The Rivian R1S SUV boasts a 7,700-pound tow rating — first deliveries are said to be coming in mid-2022.
More Current and Future EVs That Can Tow
Some of the EVs we didn’t have time to focus sharply on are certainly worth mentioning.
The 2022 Subaru Crosstrek hybrid is a feisty little animal with a plug-in that uses a 2.0L gas engine and CVT with two integrated motor generators for a total system output of 148 horsepower and a tow rating of 1,000 pounds.
The GMC HUMMER EV is a blocky brute of an all-electric towing machine with a three-motor e4WD propulsion system with a GM-estimated system power output of 1,000 horsepower and 11,500 pound-feet of torque.

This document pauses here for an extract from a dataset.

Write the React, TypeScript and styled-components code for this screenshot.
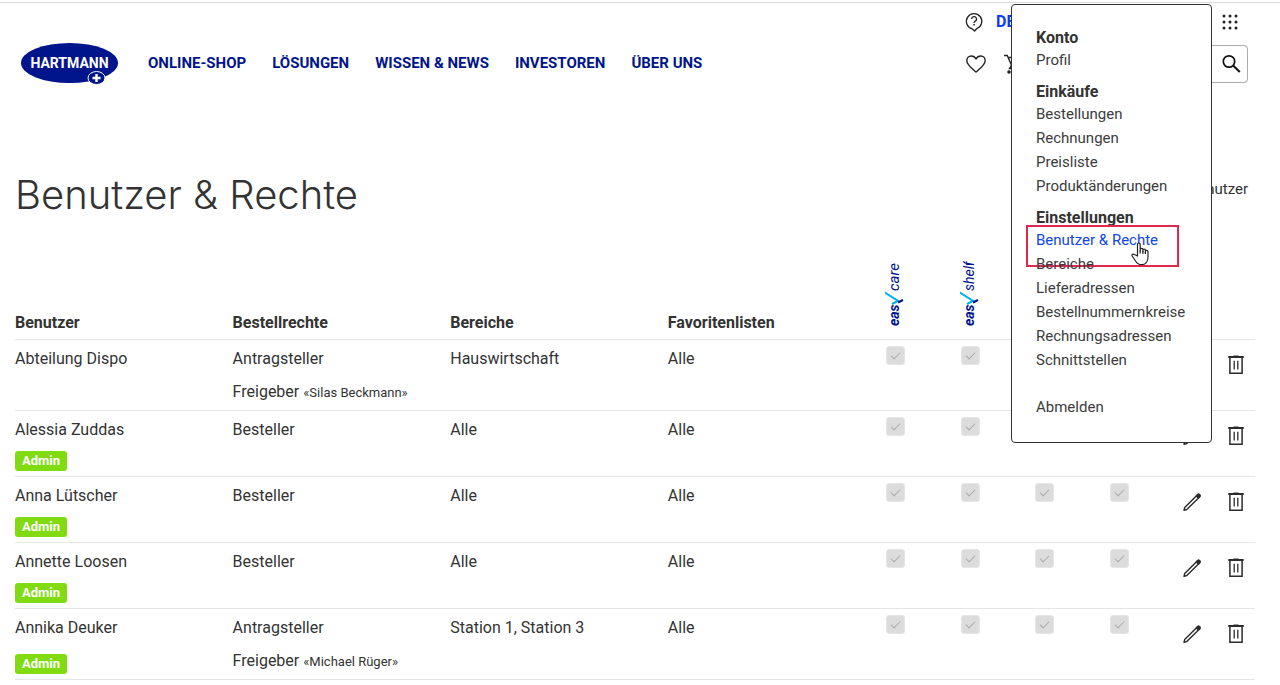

Launched in a limited release “Edition 1” model for 2022, the Hummer EV can tow up to 7,500 pounds.
Land Rover/Range Rover offers a full roster of electrified models with PHEV powertrain options currently powered by a 2.0L turbocharged four-cylinder gas engine mated to an electric hybrid system. They are rated at a 5,000-pound towing capacity. And Land Rover recently announced a new 434-horsepower plug-in hybrid for 2023, and an all-electric Range Rover for 2024.
Mercedes-Benz is also in the process of moving more of its fleet (already containing several examples of EVs that can tow in the 3,500- to 5,000-pound range) toward more sophisticated electrification with all-electric-first chassis design across the board beginning in 2025.
However, the most exciting new EV vehicles that can tow seem to be coming soon from two U.S.-based brands. Chevrolet has announced it will deliver an all-electric 2024 Silverado pickup truck with a 400-mile range and 10,000 pounds of towing capacity.
A later version will boost towing to the 20,000-pound mark. We may see the first model in spring 2023.
Ford beat its competition by a nose, announcing the debut of its first all-electric F-Series truck with an estimated 300-mile range and a towing capacity of up to 10,000 pounds with the extended-range battery. The Ford F-150 Lightning Pro is said to have an on-sale date of spring 2022.
The future of EVs that can tow certainly seems bright from here.